Ma ci sono altre ipotesi in campo: “una seconda ipotesi, decisamente percorribile, è che la tavola in questione sia una replica, quasi coeva, di quell’originale andato perduto. Meno probabile, perché priva di qualunque riscontro documentario, ci pare invece una terza suggestione, che riconoscerebbe nella crocifissione viterbese una sintesi di fantasia elaborata da un autore ignoto in stile e in un’epoca tardiva”.

Michelangelo o no, l’ipotesi più credibile “è che ci si trovi di fronte a una composizione ideata da Michelangelo e realizzata da Marcello Venusti, il suo più stretto collaboratore”. Quasi un dettaglio perché “se così fosse – dice Rocca – avremmo riconsegnato alla storia della cultura un’immagine di eccezionale importanza. Si tratterebbe di un evento di rilievo internazionale, che avrebbe su Viterbo una doppia ricaduta: la città, infatti, oltre a essere presente pittoricamente nel quadro, pare abitare culturalmente quella composizione.

Com’è noto la Crocifissione costituisce il manifesto iconico dell’ecclesia viterbiensis, di quel circolo di intellettuali e aristocratici guidati dal cardinal Pole che, in età conciliare, erano impegnati nella battaglia per ricucire lo scisma d’Occidente. In particolare il focus del confronto con l’ala intransigente romana verteva sul tema della salvazione, i teologi vicini al Pole avevano elaborato una soluzione di sintesi tra le posizione cattoliche e quelle luterane. La cosiddetta chiesa viterbese aggirava la questione dell’alternativa tra l’esclusiva via della Grazia o delle buone opere e ripartiva dal mistero dell’incarnazione e della morte del Cristo. Di qui l’insistenza dell’ultimo Michelangelo sui temi della Passione e di qui la rilevanza della Crocifissione di Viterbo che si accosta alla Pietà di Buffalo, anch’essa dedicata alla Marchesa di Pescara e parimenti trascurata per secoli”.
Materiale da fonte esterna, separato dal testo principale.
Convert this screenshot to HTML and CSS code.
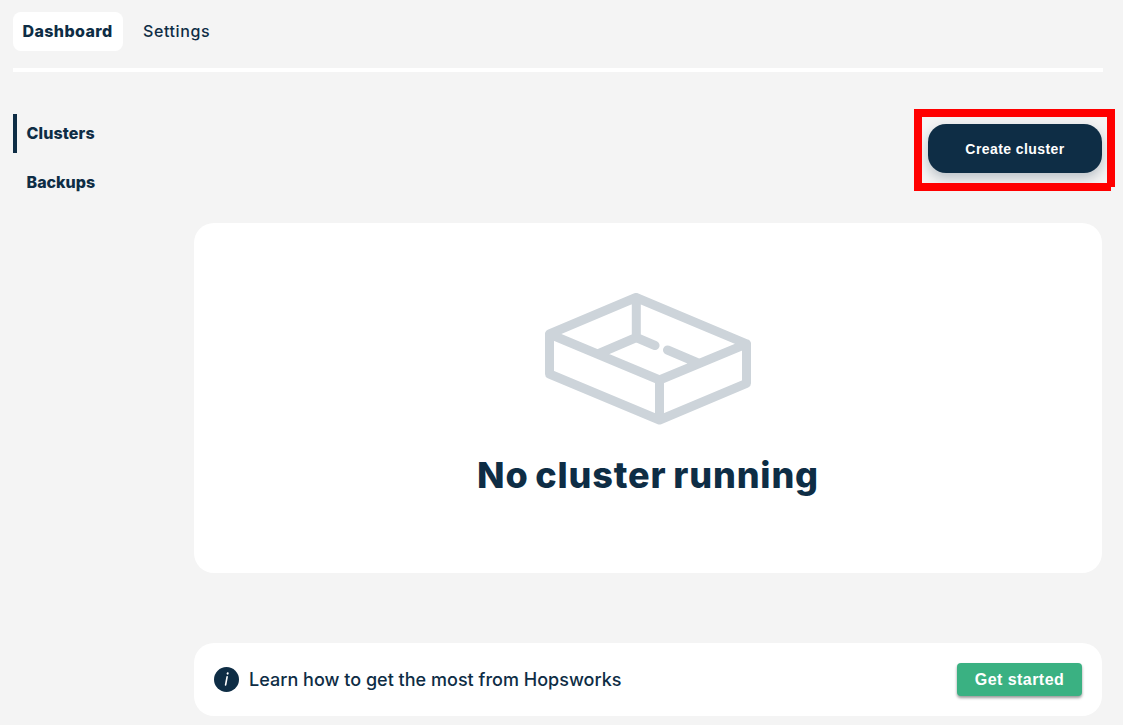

Infine ecco i primi risultati concreti arrivati grazie al lavoro di Egidio17. “Finalmente un bene culturale d’indubbio interesse ha guadagnato l’attenzione che merita. Speriamo – conclude Antonio Rocca – che Archeoares, la società che gestisce il Museo del Colle del Duomo, sia posta presto nelle condizioni per ottenere risposte certe, scientificamente fondate, a delle domande che per troppo tempo non abbiamo saputo sollevare.